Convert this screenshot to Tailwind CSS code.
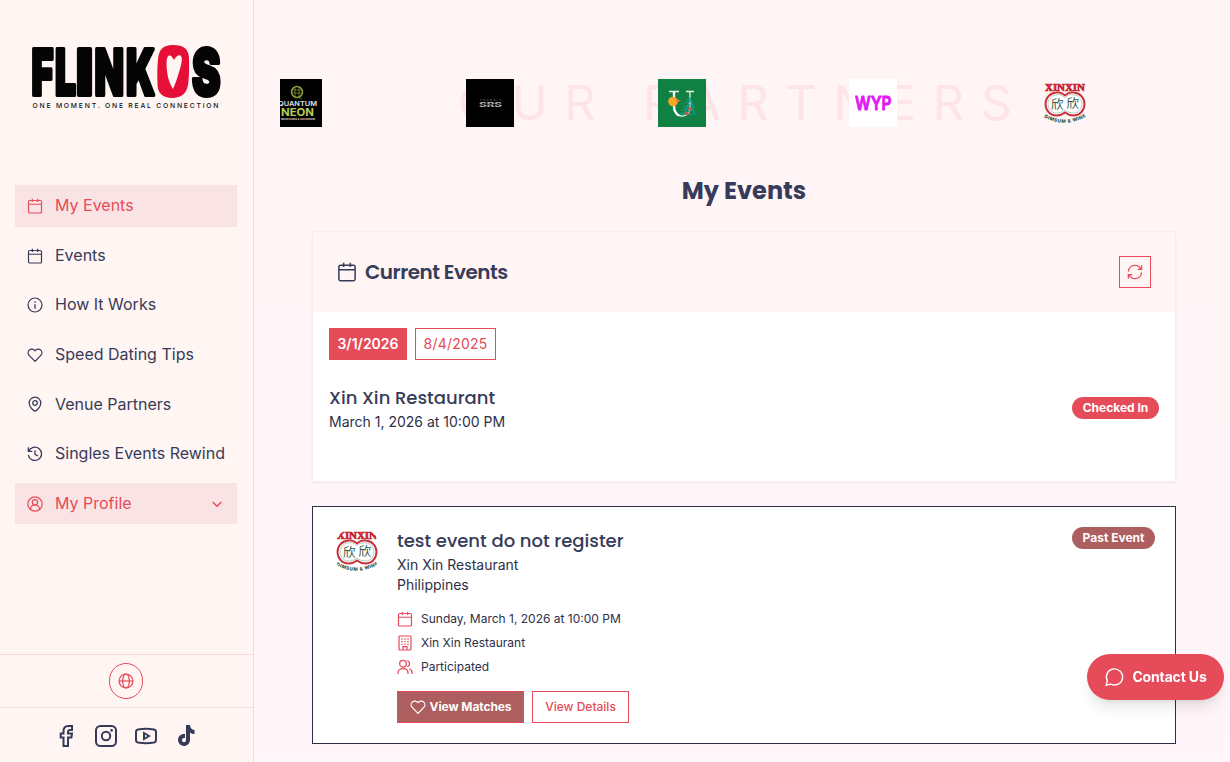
<!DOCTYPE html>
<html lang="en">
  <head>
    <meta charset="UTF-8" />
    <title>My Events - Flinkos</title>
    <meta name="viewport" content="width=device-width, initial-scale=1.0" />
    <script src="https://cdn.jsdelivr.net/npm/@tailwindcss/browser@4"></script>
  </head>

  <body class="flex h-screen overflow-hidden bg-linear-to-b from-[#fff5f5] to-[#fff5fa] font-['Inter',sans-serif] text-[#2d3048]">
    <!-- Shared icons -->
    <svg class="hidden">
      <symbol id="calendar" viewBox="0 0 24 24">
        <rect x="2.25" y="3.75" width="19.5" height="18.75" rx="2" />
        <path d="M2.25 9.4h19.5M8 1v5M16 1v5" />
      </symbol>
      <symbol id="heart" viewBox="0 0 24 24">
        <path d="M12 21.5 3.3 12.6a5.6 5.6 0 0 1 0-7.9 5.5 5.5 0 0 1 7.8 0l.9.9.9-.9a5.5 5.5 0 0 1 7.8 0 5.6 5.6 0 0 1 0 7.9Z" />
      </symbol>
      <symbol id="xinxin" viewBox="0 0 48 48">
        <text x="4" y="12" font-family="Liberation Serif, serif" font-weight="700" font-size="10.5" textLength="40" lengthAdjust="spacingAndGlyphs" fill="#c9252d" stroke="#c9252d" stroke-width=".7">XINXIN</text>
        <path d="M24 16.2c3-2.5 6-3.2 9-2.7 6.5.8 10.5 5.5 10.5 11.5s-4.5 11.500-11 11.500c-3.300 0-6-1-8.500-3-2.500 2-5.200 3-8.500 3-6.500 0-11-5.500-11-11.500s4-10.700 10.500-11.500c3-.5 6 .2 9 2.700Z" fill="#fff" stroke="#cb3038" stroke-width="1.900" />
        <path d="M24 18.500c3-2.600 6-3.300 9-2.600 5 .9 8 4.500 8 9.100s-3.500 9-8.500 9c-3.300 0-6-1-8.500-3-2.500 2-5.200 3-8.500 3-5 0-8.500-4.400-8.500-9s3-8.200 8-9.100c3-.7 6 0 9 2.600Z" fill="none" stroke="#89a49a" stroke-width=".6" />
        <text x="10" y="29.500" font-family="Noto Sans CJK SC, sans-serif" font-size="12.500" fill="#30584a">欣</text>
        <text x="25.500" y="29" font-family="Noto Sans CJK SC, sans-serif" font-size="12.500" fill="#30584a">欣</text>
        <path id="ring" d="M2.500 38Q24 50 46 37" fill="none" />
        <text font-family="Inter, sans-serif" font-weight="800" font-size="4.700" letter-spacing=".5" fill="#285344"><textPath href="#ring" startOffset="50%" text-anchor="middle">DIMSUM &amp; WINE</textPath></text>
      </symbol>
    </svg>

    <!-- Sidebar -->
    <aside class="flex w-[254px] shrink-0 flex-col border-r border-[#f5dadd] bg-[#fff5f3]">
      <div class="px-[30px] pt-10">
        <svg class="h-[72px] w-[194px]" viewBox="0 0 194 72">
          <g font-family="Inter, sans-serif" font-weight="900" font-size="63" fill="#050505" stroke="#050505" stroke-width="4" stroke-linejoin="round">
            <text x="1.500" y="54.600" textLength="22" lengthAdjust="spacingAndGlyphs">F</text>
            <text x="25" y="54.600" textLength="21" lengthAdjust="spacingAndGlyphs">L</text>
            <text x="46" y="54.600" textLength="17" lengthAdjust="spacingAndGlyphs">I</text>
            <text x="64.500" y="54.600" textLength="29.500" lengthAdjust="spacingAndGlyphs">N</text>
            <text x="96" y="54.600" textLength="29" lengthAdjust="spacingAndGlyphs">K</text>
            <text x="162" y="54.600" textLength="28.500" lengthAdjust="spacingAndGlyphs">S</text>
          </g>
          <path d="M143 5c11 0 15.500 4 16 13 .3 8 .1 18-.8 26-1.300 9-6.700 14-16.200 14s-14-5-14.500-13c-.4-9-.3-18 .5-26 1-9 4.500-14 15-14Z" fill="#e60f37" />
          <path d="M144 20c2-3.500 4.500-5.500 6.500-4.500 2.500 2 1 9-1 15-1.800 6.500-4 13-6.500 18.500-3-4.500-5.300-11-6-18-.6-7-.8-13 1.300-15 2-1.500 4 .5 5.700 4Z" fill="#fff5f3" />
          <text x="2.500" y="68" font-family="Inter, sans-serif" font-weight="500" font-size="6.800" textLength="186" fill="#111">ONE MOMENT. ONE REAL CONNECTION</text>
        </svg>
      </div>

      <nav class="mt-[73.200px] flex flex-col gap-2 px-[15px] pr-4 text-base leading-[25.6px] text-[#373b5a]">
        <a class="flex items-center gap-3 bg-[#fae3e5] px-3 py-2 text-[#e54b58]">
          <svg class="size-4 fill-none stroke-current stroke-[1.800]"><use href="#calendar" /></svg>
          My Events
        </a>
        <a class="flex items-center gap-3 px-3 py-2">
          <svg class="size-4 fill-none stroke-current stroke-[1.800]"><use href="#calendar" /></svg>
          Events
        </a>
        <a class="flex items-center gap-3 px-3 py-2">
          <svg class="size-4 fill-none stroke-current stroke-[1.800]" viewBox="0 0 24 24">
            <circle cx="12" cy="12" r="10.500" />
            <path d="M12 11v6.500M12 6.500v2" stroke-width="2" />
          </svg>
          How It Works
        </a>
        <a class="flex items-center gap-3 px-3 py-2">
          <svg class="size-4 fill-none stroke-current stroke-[1.900]"><use href="#heart" /></svg>
          Speed Dating Tips
        </a>
        <a class="flex items-center gap-3 px-3 py-2">
          <svg class="size-4 fill-none stroke-current stroke-[1.900]" viewBox="0 0 24 24">
            <path d="M12 22.500c-2 0-8.700-6-8.700-12a8.700 8.700 0 0 1 17.400 0c0 6-6.700 12-8.700 12Z" />
            <circle cx="12" cy="10.500" r="3.500" />
          </svg>
          Venue Partners
        </a>
        <a class="flex items-center gap-3 whitespace-nowrap px-3 py-2">
          <svg class="size-4 fill-none stroke-current stroke-[1.900]" viewBox="0 0 24 24">
            <path d="M2 2v6h6M2.500 8a10 10 0 1 1-.5 5.500M12 6.500v6l4.500 2.500" />
          </svg>
          Singles Events Rewind
        </a>
        <a class="flex items-center gap-3 bg-[#fae3e5] px-3 py-2 text-[#e54b58]">
          <svg class="size-4 fill-none stroke-current stroke-[1.800]" viewBox="0 0 24 24">
            <circle cx="12" cy="12" r="10.700" />
            <circle cx="12" cy="9.500" r="4" />
            <path d="M5 20c.5-4 3-6.500 7-6.500s6.500 2.500 7 6.500" />
          </svg>
          My Profile
          <svg class="ml-auto size-4 fill-none stroke-current stroke-2" viewBox="0 0 24 24"><path d="m5.500 9 6.500 6.500L18.500 9" /></svg>
        </a>
      </nav>

      <div class="mt-auto flex h-[53px] items-center justify-center border-t border-[#fad4d8] pr-0.5">
        <button class="flex h-9 w-[34px] items-center justify-center rounded-full border border-[#e54b58] text-[#e54b58]">
          <svg class="size-4 fill-none stroke-current stroke-[1.800]" viewBox="0 0 24 24">
            <circle cx="12" cy="12" r="10.500" />
            <ellipse cx="12" cy="12" rx="5" ry="10.500" />
            <path d="M1.500 12h21" />
          </svg>
        </button>
      </div>

      <div class="flex h-[55px] items-center justify-center gap-4 border-t border-[#f5dadd] pt-0.5 pr-0.5 text-[#373b5a]">
        <svg class="size-6 fill-none stroke-current stroke-2" viewBox="0 0 24 24">
          <path d="M9.500 22v-8.500H6.700V9.500h2.800V7c0-3.500 2-5 5-5H18v4h-2c-1.500 0-2 .7-2 2v1.500h4l-.6 4H14V22Z" />
        </svg>
        <svg class="size-6 fill-none stroke-current stroke-2" viewBox="0 0 24 24">
          <rect x="2" y="2" width="20" height="20" rx="4.500" />
          <circle cx="12" cy="12" r="4.200" />
          <circle cx="17.600" cy="6.400" r="1.300" class="fill-current stroke-none" />
        </svg>
        <svg class="size-6 fill-none stroke-current stroke-2" viewBox="0 0 24 24">
          <path d="M4 5.500c5-1 11-1 16 0 1.300.3 2 1 2 2.500v8c0 1.500-.7 2.200-2 2.500-5 1-11 1-16 0-1.300-.3-2-1-2-2.500V8c0-1.500.7-2.200 2-2.500Z" />
          <path d="m10 9 5 3-5 3Z" />
        </svg>
        <svg class="size-6 fill-current" viewBox="0 0 24 24">
          <path d="M12 1h4c.2 3 1.700 4.700 4.500 5v4c-1.700 0-3.100-.5-4.500-1.500v7c0 4.200-2.800 6.500-6 6.500a6 6 0 0 1-6-6c0-3.800 3-6.400 7-6v4c-1.800-.4-3 .5-3 2s1 2.200 2 2.200c1.300 0 2-.9 2-2.400Z" />
        </svg>
      </div>
    </aside>

    <main class="flex min-w-0 flex-1 flex-col items-center pl-1">
      <!-- Partners -->
      <section class="relative mt-[79px] h-12 w-[928px] shrink-0 overflow-hidden">
        <p class="absolute -top-3 left-[178px] whitespace-nowrap text-5xl leading-[72px] tracking-[17.100px] text-[#fee4e7]">OUR PARTNERS</p>
        <div class="relative -ml-1.5 flex gap-[143.800px]">
          <svg class="size-12 shrink-0 bg-black" viewBox="0 0 48 48">
            <circle cx="23" cy="13" r="5.500" fill="none" stroke="#8c9e3c" stroke-width="1.500" />
            <path d="M18 11h10M18 14h10M21 8v10M25 8v10M24 18l4 2" stroke="#8c9e3c" stroke-width=".7" />
            <g font-family="Inter, sans-serif">
              <text x="4" y="27" font-size="6.500" font-weight="600" textLength="39" lengthAdjust="spacingAndGlyphs" fill="#e4e4e4">QUANTUM</text>
              <text x="7" y="36.500" font-size="10.500" font-weight="700" textLength="33" lengthAdjust="spacingAndGlyphs" fill="#b5cc58">NEON</text>
              <text x="7" y="40.500" font-size="2.400" font-weight="700" textLength="34" lengthAdjust="spacingAndGlyphs" fill="#ddd">NEON SIGNS &amp; LED DESIGN</text>
            </g>
          </svg>
          <svg class="size-12 shrink-0 bg-black" viewBox="0 0 48 48" font-family="Inter, sans-serif">
            <text x="14" y="22.300" font-size="2.600" textLength="21" fill="#999">TRANSIT</text>
            <text x="13" y="27.500" font-size="5.800" font-weight="800" textLength="23" lengthAdjust="spacingAndGlyphs" fill="#b5b5b5">SRS</text>
            <path d="M13 25.400h23" stroke="#000" stroke-width=".6" />
          </svg>
          <svg class="size-12 shrink-0 bg-[#108043]" viewBox="0 0 48 48">
            <path d="M11 12.500h10M28 12.500h8M16 13v14c0 6 3 10 8 10 5.500 0 8-4 8-10V13" fill="none" stroke="#e9f3e5" stroke-width="1.300" />
            <path d="M16 13v14c0 5 2 8 5 9.500" fill="none" stroke="#fff" stroke-width="2.300" />
            <path d="m33 18-7 18M33 20l-4 1M34 22l-7 2M36 25l-11 3M37 28l-14 3M36 31l-14 4M35 35l-12 1M32 18l5 18" stroke="#16a09a" stroke-width="1" />
            <circle cx="15" cy="22.500" r="4.800" fill="#f5a623" />
            <path d="m18 20 5 1.500-4 2Z" fill="#e2783f" />
            <circle cx="32" cy="30" r="1.800" fill="#e05543" /><circle cx="29" cy="34.500" r="1.800" fill="#e05543" />
          </svg>
          <svg class="size-12 shrink-0 bg-white" viewBox="0 0 48 48">
            <text x="6" y="31" font-family="Inter, sans-serif" font-weight="600" font-size="19" textLength="36.500" lengthAdjust="spacingAndGlyphs" fill="#e019f5" stroke="#e019f5" stroke-width=".9" stroke-linejoin="round">WYP</text>
          </svg>
          <svg class="size-12 shrink-0"><use href="#xinxin" /></svg>
        </div>
      </section>

      <h1 class="mt-[46px] font-['Poppins','Inter',sans-serif] text-2xl font-bold leading-9 text-[#373b5a]">My Events</h1>

      <!-- Current events -->
      <section class="mt-[22px] h-[251px] w-[864px] shrink-0 border border-[#fbecee] bg-white shadow-xs">
        <div class="flex h-20 items-center bg-[#fff5f5] px-6 text-[#373b5a]">
          <svg class="mr-2 size-5 fill-none stroke-current stroke-[1.800]"><use href="#calendar" /></svg>
          <h2 class="font-['Poppins','Inter',sans-serif] text-xl font-semibold tracking-tight">Current Events</h2>
          <button class="ml-auto flex size-8 items-center justify-center border border-[#e54b58] text-[#e54b58]">
            <svg class="size-4 fill-none stroke-current stroke-[1.900]" viewBox="0 0 24 24">
              <path d="M2 11.500C2.500 5.500 7 2 12 2c4 0 7 2 9 5.500M22 2v6h-6M22 12.500C21.500 18.500 17 22 12 22c-4 0-7-2-9-5.500M2 22v-6h6" />
            </svg>
          </button>
        </div>
        <div class="p-4">
          <div class="flex gap-2 text-sm">
            <button class="h-8 w-[78px] bg-[#e54b58] font-semibold text-white">3/1/2026</button>
            <button class="h-8 w-[81px] border border-[#e54b58] tracking-[0.2px] text-[#e54b58]">8/4/2025</button>
          </div>
          <div class="mt-6 flex items-center justify-between">
            <div>
              <h3 class="font-['Poppins','Inter',sans-serif] text-lg font-medium leading-[27px] text-[#373b5a]">Xin Xin Restaurant</h3>
              <p class="text-sm leading-[22px]">March 1, 2026 at 10:00 PM</p>
            </div>
            <span class="mt-[-1px] flex h-[22px] w-[87px] items-center justify-center rounded-full bg-[#e54b58] text-xs font-bold text-white">Checked In</span>
          </div>
        </div>
      </section>

      <!-- Event card -->
      <section class="mt-6 flex h-[238px] w-[864px] shrink-0 items-start border border-[#2d3048] bg-white px-5 pt-5">
        <svg class="size-12 shrink-0 rounded-full"><use href="#xinxin" /></svg>
        <div class="ml-4">
          <h3 class="font-['Poppins','Inter',sans-serif] text-lg font-medium leading-[27px] text-[#373b5a]">test event do not register</h3>
          <p class="mt-px text-sm leading-5">Xin Xin Restaurant</p>
          <p class="text-sm leading-5">Philippines</p>
          <ul class="mt-3.5 flex flex-col gap-1 text-xs leading-5">
            <li class="flex items-center gap-2">
              <svg class="size-4 fill-none stroke-[#e54b58] stroke-[1.800]"><use href="#calendar" /></svg>
              Sunday, March 1, 2026 at 10:00 PM
            </li>
            <li class="flex items-center gap-2">
              <svg class="size-4 fill-none stroke-[#e54b58] stroke-[1.800]" viewBox="0 0 24 24">
                <rect x="3" y="1.500" width="18" height="21" rx="1.500" />
                <path d="M9 22v-4.500h6V22" />
                <path d="M6.500 6h2M11 6h2M15.500 6h2M6.500 10h2M11 10h2M15.500 10h2M6.500 14h2M11 14h2M15.500 14h2" stroke-width="2" />
              </svg>
              Xin Xin Restaurant
            </li>
            <li class="flex items-center gap-2">
              <svg class="size-4 fill-none stroke-[#e54b58] stroke-[1.900]" viewBox="0 0 24 24">
                <circle cx="9" cy="7" r="5" />
                <path d="M1.500 22.500v-2c0-4 3-6 7.500-6s7.500 2 7.500 6v2M15.500 2.300a5 5 0 0 1 0 9.400M18.500 15c2.700.8 4 2.500 4 5.500v2" />
              </svg>
              Participated
            </li>
          </ul>
          <div class="mt-3.5 flex gap-2 text-xs">
            <button class="flex h-8 w-[127px] items-center justify-center gap-1 border border-[#e54b58] bg-[#ad5e5e] font-bold tracking-[-0.100px] text-white">
              <svg class="size-4 fill-none stroke-current stroke-[1.800]"><use href="#heart" /></svg>
              View Matches
            </button>
            <button class="h-8 w-[97px] border border-[#e54b58] font-medium text-[#e54b58]">View Details</button>
          </div>
        </div>
        <span class="ml-auto flex h-[22px] w-[83px] items-center justify-center rounded-full bg-[#ad5e5e] text-xs font-bold text-white">Past Event</span>
      </section>
    </main>

    <button class="fixed right-1.5 bottom-[62px] flex h-[46px] w-[137px] items-center justify-center gap-2 rounded-full bg-[#e54b58] text-sm font-bold tracking-[-0.150px] text-white shadow-lg">
      <svg class="size-5 fill-none stroke-current stroke-[1.700]" viewBox="0 0 24 24">
        <path d="M2.500 22 4 16.500A9.700 9.700 0 1 1 8 20.500Z" />
      </svg>
      Contact Us
    </button>
  </body>
</html>
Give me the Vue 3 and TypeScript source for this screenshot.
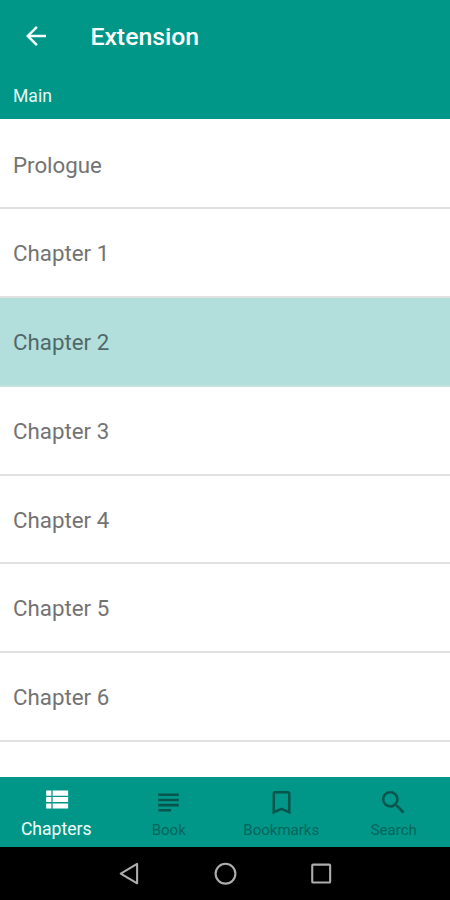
<script setup lang="ts">
import { ref } from 'vue'

interface Tab {
  label: string
  path: string
}

const chapters: string[] = [
  'Prologue',
  'Chapter 1',
  'Chapter 2',
  'Chapter 3',
  'Chapter 4',
  'Chapter 5',
  'Chapter 6',
]

const tabs: Tab[] = [
  {
    label: 'Chapters',
    path: 'M4 14h4v-4H4v4zm0 5h4v-4H4v4zM4 9h4V5H4v4zm5 5h12v-4H9v4zm0 5h12v-4H9v4zM9 5v4h12V5H9z',
  },
  {
    label: 'Book',
    path: 'M14 17H4v2h10v-2zm6-8H4v2h16V9zM4 15h16v-2H4v2zM4 5v2h16V5H4z',
  },
  {
    label: 'Bookmarks',
    path: 'M17 3H7c-1.1 0-2 .9-2 2v16l7-3 7 3V5c0-1.1-.9-2-2-2zm0 15l-5-2.18L7 18V5h10v13z',
  },
  {
    label: 'Search',
    path: 'M15.5 14h-.79l-.28-.27A6.47 6.47 0 0 0 16 9.5 6.5 6.5 0 1 0 9.5 16c1.61 0 3.09-.59 4.23-1.57l.27.28v.79l5 4.99L20.49 19l-4.99-5zm-6 0C7.01 14 5 11.99 5 9.5S7.01 5 9.5 5 14 7.01 14 9.5 11.99 14 9.5 14z',
  },
]

const current = ref(2)
const activeTab = ref(0)
</script>

<template>
  <div class="screen">
    <header class="app-bar">
      <button class="back" aria-label="Back">
        <svg viewBox="0 0 24 24"><path d="M20 11H7.83l5.59-5.59L12 4l-8 8 8 8 1.41-1.41L7.83 13H20v-2z" /></svg>
      </button>
      <h1 class="title">Extension</h1>
    </header>
    <div class="section">Main</div>
    <main class="list">
      <div
        v-for="(name, i) in chapters"
        :key="name"
        class="row"
        :class="{ selected: i === current }"
        @click="current = i"
      >
        {{ name }}
      </div>
    </main>
    <nav class="tabs">
      <button
        v-for="(tab, i) in tabs"
        :key="tab.label"
        class="tab"
        :class="{ active: i === activeTab }"
        @click="activeTab = i"
      >
        <svg viewBox="0 0 24 24"><path :d="tab.path" /></svg>
        <span>{{ tab.label }}</span>
      </button>
    </nav>
    <footer class="system">
      <svg viewBox="0 0 24 24"><path d="M19.3 2.8v18.6L3.6 12.1z" /></svg>
      <svg viewBox="0 0 24 24"><circle cx="12" cy="12.2" r="9.5" /></svg>
      <svg viewBox="0 0 24 24"><rect x="3.1" y="3.5" width="17.2" height="17.2" rx="0.8" /></svg>
    </footer>
  </div>
</template>

<style>
body {
  margin: 0;
  background: #fff;
}
</style>

<style scoped>
.screen {
  display: flex;
  flex-direction: column;
  width: 450px;
  height: 900px;
  overflow: hidden;
  font-family: Roboto, sans-serif;
  background: #fff;
}
button {
  margin: 0;
  padding: 0;
  border: 0;
  background: none;
  font: inherit;
}
.app-bar {
  flex: none;
  display: flex;
  align-items: center;
  height: 71px;
  padding: 1px 0 0 21px;
  box-sizing: border-box;
  background: #009788;
  color: #fff;
}
.back {
  width: 30px;
  height: 30px;
}
.back svg {
  display: block;
  width: 30px;
  height: 30px;
  fill: #f2fffc;
}
.title {
  margin: 0 0 0 39.4px;
  padding-top: 2px;
  font-size: 24.8px;
  line-height: 30px;
  font-weight: 500;
}
.section {
  flex: none;
  height: 48px;
  padding-left: 13px;
  background: #009788;
  color: #e6f7f4;
  font-size: 17.6px;
  line-height: 50px;
}
.list {
  flex: 1;
  min-height: 0;
  padding-top: 1.5px;
  overflow: hidden;
}
.row {
  height: 88.75px;
  box-sizing: border-box;
  padding-left: 13px;
  border-bottom: 2px solid #e0e0e0;
  color: #737373;
  font-size: 22.3px;
  line-height: 89.4px;
}
.row.selected {
  border-bottom-color: #c5e2de;
  background: #b2dfdb;
  color: #50686a;
}
.tabs {
  flex: none;
  display: flex;
  height: 70px;
  background: #009788;
}
.tab {
  flex: 1;
  display: flex;
  flex-direction: column;
  align-items: center;
  padding-top: 9.5px;
  color: #04655c;
  font-size: 15px;
  line-height: 20px;
}
.tab svg {
  flex: none;
  width: 31px;
  height: 31px;
  margin-bottom: 2px;
  fill: #06564e;
}
.tab.active {
  padding-top: 7px;
  color: #f4fffd;
  font-size: 17.6px;
  line-height: 22px;
}
.tab.active svg {
  margin-bottom: 3px;
  fill: #fff;
}
.system {
  flex: none;
  display: flex;
  justify-content: center;
  align-items: center;
  gap: 71px;
  height: 53px;
  background: #000;
}
.system svg {
  width: 25px;
  height: 25px;
  fill: none;
  stroke: #adadad;
  stroke-width: 2;
  stroke-linejoin: round;
}
</style>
-.-.-
_TASK OBJECTIVE:_
Count the lines that include the word "this" and state the result as a bare number.

_EXERCISE OUTPUT:_
2